This note is an important postscript to yesterday's report here about Israeli forces arresting a terror gang in Nablus after a well-publicized three day search which attracted wall-to-wall criticism outside Israel.
Today, Yom Kippur, Israeli security forces located the explosive belt intended to be used in the gang's terror attack. Haaretz says on its website tonight that the belt was found in a Tel-Aviv apartment occupied by Palestinians residing there illegally. They had smuggled it in parts from Nablus. Sappers blew it up in a controlled explosion.
The location of the gang and of its weapons were based on intelligence information that a cell was intending to carry out a mass murder in central Israel during the High Holydays which are now underway. A similar report on the Yediot Aharanot website tonight (but, at this moment, sadly nowhere else) says one of the Palestinian Arabs arrested in this week's Nablus operation, Mahadi Ashur, had been working in Tel Aviv. Under interrogation, he provided Israeli security with the location of the bomb.

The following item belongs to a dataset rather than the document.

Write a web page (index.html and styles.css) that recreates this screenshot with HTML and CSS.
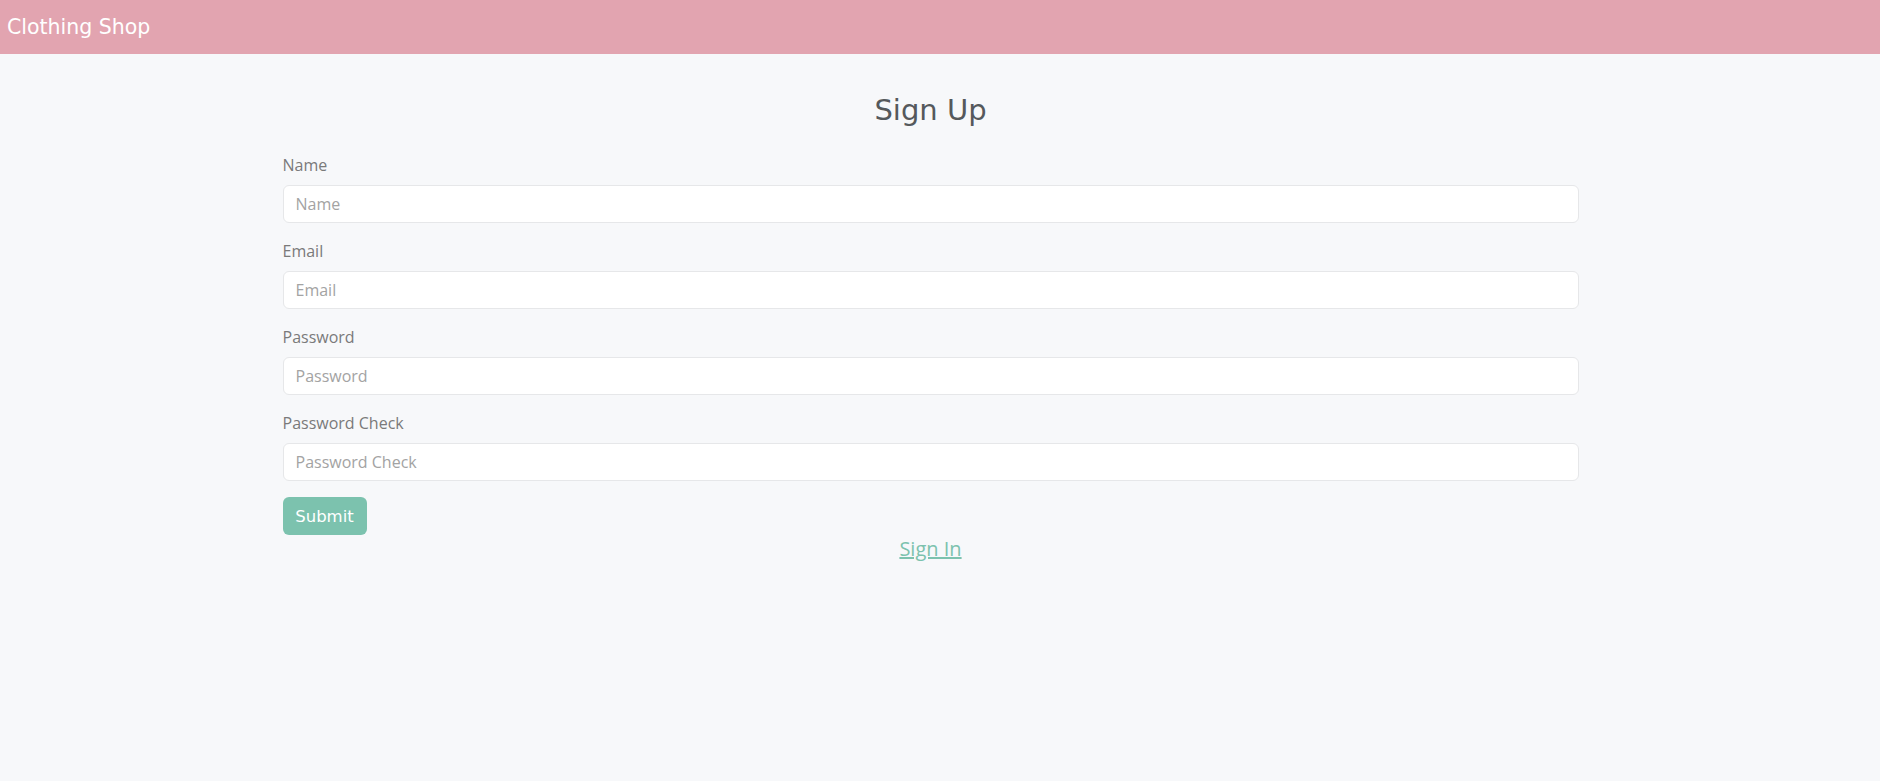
FILE: index.html
```html
<!DOCTYPE html>
<html lang="en">
<head>
<meta charset="utf-8">
<title>Sign Up - Clothing Shop</title>
<link rel="stylesheet" href="styles.css">
</head>
<body>
<header class="navbar">
  <a class="brand" href="#">Clothing Shop</a>
</header>
<main class="page">
  <div class="container">
    <h2 class="title">Sign Up</h2>
    <form class="form">
      <div class="group">
        <label class="label" for="name">Name</label>
        <input class="input" id="name" type="text" placeholder="Name">
      </div>
      <div class="group">
        <label class="label" for="email">Email</label>
        <input class="input" id="email" type="email" placeholder="Email">
      </div>
      <div class="group">
        <label class="label" for="pw">Password</label>
        <input class="input" id="pw" type="password" placeholder="Password">
      </div>
      <div class="group">
        <label class="label" for="pw2">Password Check</label>
        <input class="input" id="pw2" type="password" placeholder="Password Check">
      </div>
      <button class="btn" type="button">Submit</button>
    </form>
    <div class="alt">
      <a class="link" href="#">Sign In</a>
    </div>
  </div>
</main>
</body>
</html>
```
FILE: styles.css
```css
* { box-sizing: border-box; }
html, body { margin: 0; padding: 0; }
body {
  background: #f7f8fa;
  font-family: "Open Sans", "Noto Sans", sans-serif;
  height: 781px;
  overflow: hidden;
}
.navbar {
  height: 54px;
  background: #e2a4b0;
  display: flex;
  align-items: center;
  padding-left: 7px;
}
.brand {
  font-family: "DejaVu Sans", sans-serif;
  font-size: 20.5px;
  color: #fff;
  text-decoration: none;
}
.page {
  padding-right: 19px;
}
.container {
  width: 1296px;
  margin: 0 auto;
}
.title {
  font-family: "DejaVu Sans", sans-serif;
  font-weight: 400;
  font-size: 29px;
  line-height: 36px;
  color: #55595c;
  text-align: center;
  margin: 0;
  padding-top: 38px;
}
.form {
  margin-top: 25px;
}
.group {
  display: flex;
  flex-direction: column;
  margin-bottom: 16px;
}
.label {
  font-size: 16px;
  line-height: 24px;
  color: #7a7a7a;
  margin-bottom: 8px;
}
.input {
  height: 38px;
  border: 1px solid #e6e7e9;
  border-radius: 6px;
  background: #fff;
  padding: 0 12px;
  font-family: "Open Sans", "Noto Sans", sans-serif;
  font-size: 16px;
  color: #555;
  outline: none;
}
.input::placeholder { color: #a3a3a3; }
.btn {
  display: block;
  height: 38px;
  width: 84px;
  border: none;
  border-radius: 6px;
  background: #7cc2ae;
  color: #fff;
  font-family: "DejaVu Sans", sans-serif;
  font-size: 16.5px;
  padding: 0;
  margin-top: 0;
}
.alt {
  text-align: center;
  margin-top: 0;
}
.link {
  font-size: 20px;
  line-height: 28px;
  color: #7cc2ae;
  text-decoration: underline;
}
```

The BBC, which true to form, has reported in detail on the inconvenience caused to the curfewed residents of Nablus in the past few days by the pre-emptive actions of the Israeli authorities without making any effort to give the context, is today publishing an article lauding the IDF for the surgical precision of its intelligence-based intervention, and the remarkable outcome which saved dozens of innocent lives. Israeli authorities are also said to be despatching an urgent note tonight to the 72 dark-eyed virgins waiting in paradise, explaining the unavoidably-delayed arrival of their jihadist client.
The previous paragraph is of course pure fantasy except for the part about the BBC's failure to report accurately, fairly or with appropriate context.